The patriarchal nature of society and high rate of illiteracy in Afghanistan has allowed men who consider women inferior to oppress them. Oppression is highly prevalent in rural areas where the rate of illiteracy is higher and traditional customs dominate societies.

This provides a fertile  ground for domestic violence.

According to a survey by the Asia Foundation, domestic violence follows illiteracy and unemployment as a “big problem” for Afghan women, causing many to harm and even kill themselves: the Ministry of Public Health (MoPH) of Afghanistan reported 2,301 cases of self-immolation in 2014 , most of them as a result of domestic violence.

Forced marriage is another major concern among Afghan women. Human Rights Watch (HRW) reports that, according to a 2006 study by Global Rights, 85% of Afghan women
“experienced physical, sexual, or psychological violence or forced marriage.” Although former president Hamid Karzai imposed rigid punishment on forced marriage by signing the Elimination of Violence Against Women Law (EVAWL) in 2009, the practice of forced marriage prevails across the country.

On a positive note, women have made many achievements after the fall of Taliban regime in 2001. Women’s participation in economic, social, political and cultural affairs has risen substantially. According to the Asia Foundation, currently 27.7% of seats in the lower house and 17.6% of upper house seats in parliament are held by women. The survey further acknowledges the political success of women in 2015 when current president Mohammad Ashraf Ghani appointed four female ministers and two female governors.

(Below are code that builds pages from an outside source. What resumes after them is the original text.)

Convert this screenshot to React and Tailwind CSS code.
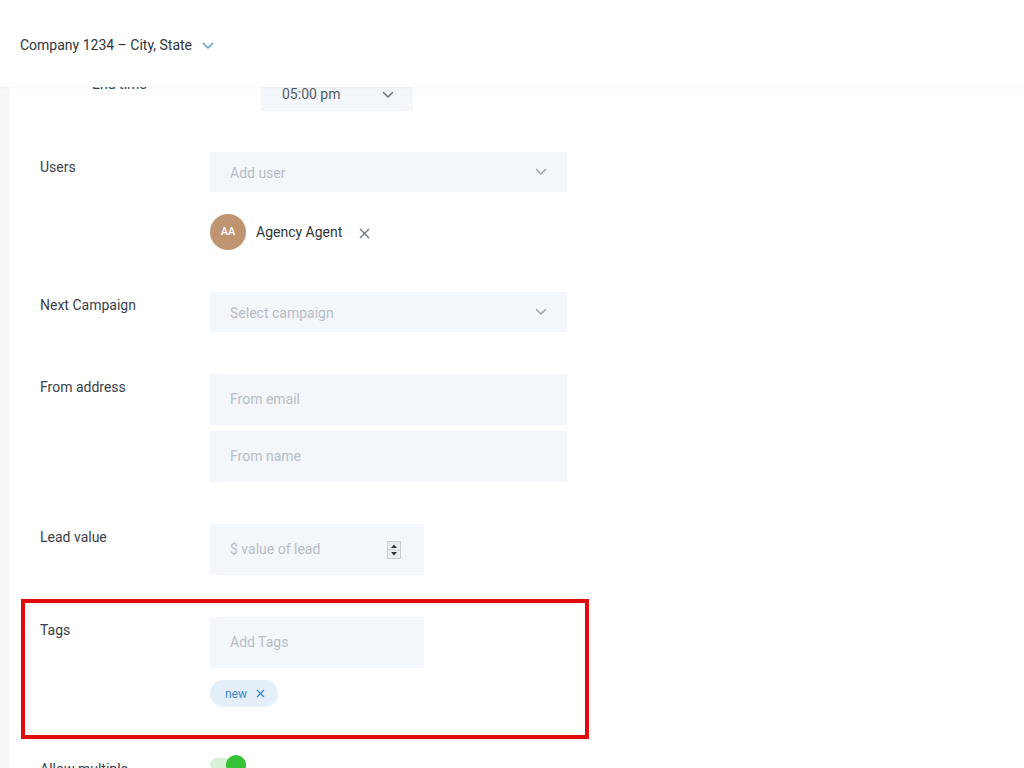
import React from 'react';

const Chevron = ({ className = '' }) => (
  <svg width="12" height="8" viewBox="0 0 12 8" className={className} fill="none">
    <path d="M1.5 1.5 6 6l4.5-4.5" stroke="currentColor" strokeWidth="1.5" strokeLinecap="round" strokeLinejoin="round" />
  </svg>
);

const Label = ({ children }) => (
  <div className="w-[170px] shrink-0 pt-[3px] text-[14px] leading-5 text-[#3a4149]">{children}</div>
);

const SelectBox = ({ placeholder }) => (
  <div className="flex h-10 w-[357px] items-center justify-between bg-[#f3f6fa] pl-5 pr-5">
    <span className="pt-[3px] text-[14px] text-[#b8bec6]">{placeholder}</span>
    <Chevron className="text-[#9aa3ad]" />
  </div>
);

const TextBox = ({ placeholder, width = 'w-[357px]', children }) => (
  <div className={`flex h-[51px] items-center justify-between bg-[#f3f6fa] pl-5 pr-5 ${width}`}>
    <span className="text-[14px] text-[#b8bec6]">{placeholder}</span>
    {children}
  </div>
);

export default function App() {
  return (
    <div className="relative h-[768px] w-[1024px] overflow-hidden bg-white font-['Roboto',sans-serif]">
      {/* Top bar, lies over the scrolled form */}
      <div className="absolute left-0 right-0 top-0 z-10 flex h-[87px] items-center bg-white pl-5 pt-[4px] shadow-[0_1px_3px_rgba(0,0,0,0.04)]">
        <span className="text-[14px] text-[#2f353b]">Company 1234 – City, State</span>
        <Chevron className="ml-[10px] text-[#5b9bd1]" />
      </div>

      <div className="flex h-full">
        <div className="w-[10px] shrink-0 bg-[#f5f7f9]" />

        <div className="flex-1 pl-[11px]">
          {/* End time */}
          <div className="flex pt-[78px] pl-[71px]">
            <div className="w-[169px] shrink-0 -mt-[4px] text-[14px] leading-5 text-[#3a4149]">End time</div>
            <div className="flex h-[33px] w-[152px] items-center justify-between bg-[#f3f6fa] pl-[21px] pr-[19px]">
              <span className="text-[14px] text-[#555d66]">05:00 pm</span>
              <Chevron className="text-[#6b737c]" />
            </div>
          </div>

          {/* Users */}
          <div className="mt-[41px] flex pl-[19px]">
            <div className="w-[170px] shrink-0 pt-[5px] text-[14px] leading-5 text-[#3a4149]">Users</div>
            <div>
              <SelectBox placeholder="Add user" />
              <div className="mt-[22px] flex items-center">
                <div className="flex h-9 w-9 items-center justify-center rounded-full bg-[#be9471] text-[11px] font-medium text-white">
                  AA
                </div>
                <span className="ml-[10px] text-[14px] text-[#2f353b]">Agency Agent</span>
                <svg width="11" height="11" viewBox="0 0 11 11" className="ml-[17px] mt-[3px] text-[#6b737c]">
                  <path d="M1 1l9 9M10 1l-9 9" stroke="currentColor" strokeWidth="1.3" />
                </svg>
              </div>
            </div>
          </div>

          {/* Next Campaign */}
          <div className="mt-[42px] flex pl-[19px]">
            <Label>Next Campaign</Label>
            <SelectBox placeholder="Select campaign" />
          </div>

          {/* From address */}
          <div className="mt-[42px] flex pl-[19px]">
            <Label>From address</Label>
            <div className="flex flex-col gap-[6px]">
              <TextBox placeholder="From email" />
              <TextBox placeholder="From name" />
            </div>
          </div>

          {/* Lead value */}
          <div className="mt-[42px] flex pl-[19px]">
            <Label>Lead value</Label>
            <TextBox placeholder="$ value of lead" width="w-[214px]">
              <svg width="16" height="18" viewBox="0 0 16 18" className="mr-[2px]">
                <rect x="1.5" y="0.5" width="13" height="17" fill="#e9edf1" stroke="#c9ced4" />
                <line x1="1.5" y1="9" x2="14.5" y2="9" stroke="#c9ced4" />
                <path d="M8 3.5l3 3.5H5z" fill="#333" />
                <path d="M8 14.5l3-3.5H5z" fill="#333" />
              </svg>
            </TextBox>
          </div>

          {/* Tags (highlighted) */}
          <div className="mt-6 w-[568px] border-4 border-[#e10b0b] pl-[15px] pt-[14px] pb-[28px]">
            <div className="flex">
              <Label>Tags</Label>
              <div>
                <TextBox placeholder="Add Tags" width="w-[214px]" />
                <div className="mt-3 inline-flex h-[27px] items-center rounded-full bg-[#e4effa] pl-[15px] pr-[13px]">
                  <span className="text-[12px] text-[#3b87cf]">new</span>
                  <svg width="9" height="9" viewBox="0 0 9 9" className="ml-[9px] text-[#3b87cf]">
                    <path d="M1 1l7 7M8 1l-7 7" stroke="currentColor" strokeWidth="1.3" />
                  </svg>
                </div>
              </div>
            </div>
          </div>

          {/* Allow multiple */}
          <div className="mt-4 flex pl-[19px]">
            <div className="w-[170px] shrink-0 pt-[4px] text-[14px] leading-5 text-[#3a4149]">Allow multiple</div>
            <div className="relative h-[20px] w-[36px]">
              <div className="absolute left-0 top-[3px] h-[14px] w-[36px] rounded-full bg-[#d6f1d6]" />
              <div className="absolute right-0 top-0 h-5 w-5 rounded-full bg-[#36c236]" />
            </div>
          </div>
        </div>
      </div>
    </div>
  );
}
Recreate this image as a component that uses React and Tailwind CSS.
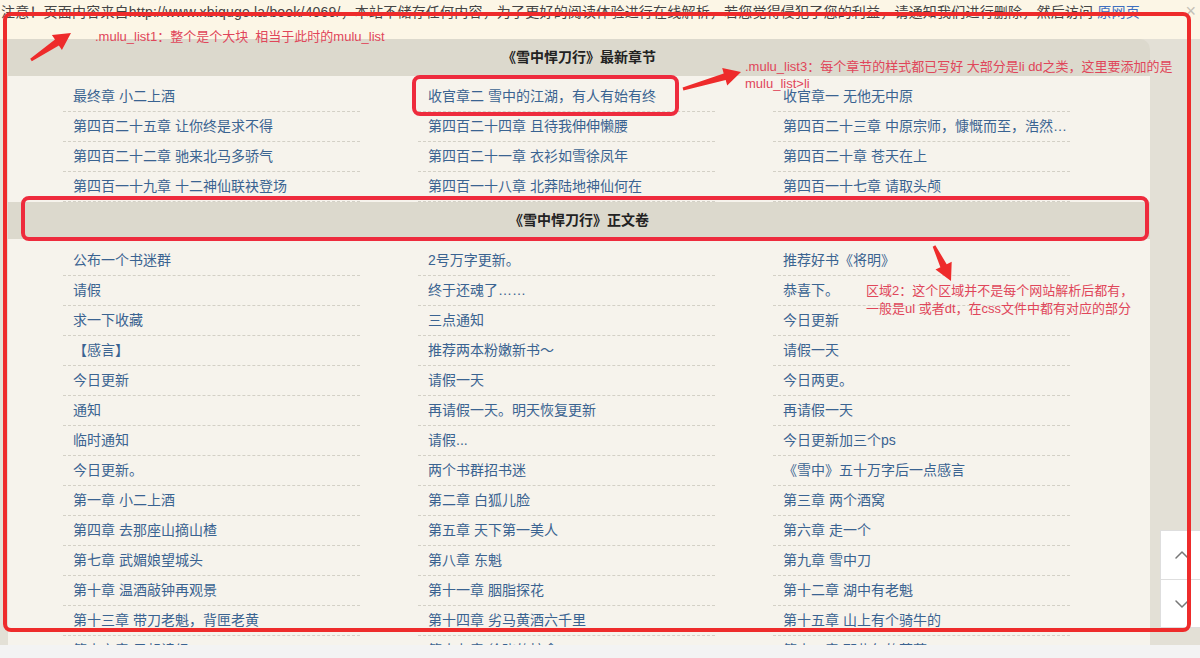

What is more, statistics by the World Bank show that eleven years after the fall of Taliban regime, in 2012, 2.9 million girls were attending school; while during the previous regime girls were banned from receiving formal education. It is also worth noting that despite many cultural and social obstacles, Afghan women have played an active role elsewhere: a report by Oxfam states that 1,551 policewomen were serving in 2013.

During Afghanistan’s so-called Transformation Decade (2015-2024), women’s rights are particularly important to ensure a sustainable and peaceful society. Considering the religious and conservative nature of Afghan society, strategies to tackle aforementioned problems must include:

  1. A national awareness campaign, concentrating on rural areas, that involves different actors on local, national and international levels. This would raise the understanding of women about their rights as citizens. Civil society and religious leaders play an important role in the process.
  2. A primary school education campaign about the role of women and their rights, for example by including a mandatory subject on the topic in school curricula. This would raise a generation of more responsible citizens towards women’s rights.

Finally, transnational organizations have played a major role in promoting women’s rights in Afghanistan. With the UN launching the SDGs, it is important to pay more attention to the often precarious conditions of women in Afghanistan, whose hope also rests on Goal 5, which aims at gender equality by ending discrimination against women, eliminating any sort of violence towards women and empowering women to actively shape the future of their countries.

The national government and international organizations must take Goal 5 as a starting point to ensure the protection of achievements which have been obtained at huge cost in the past 14 years.

Because without granting women equal rights, conflict in Afghanistan will never cease.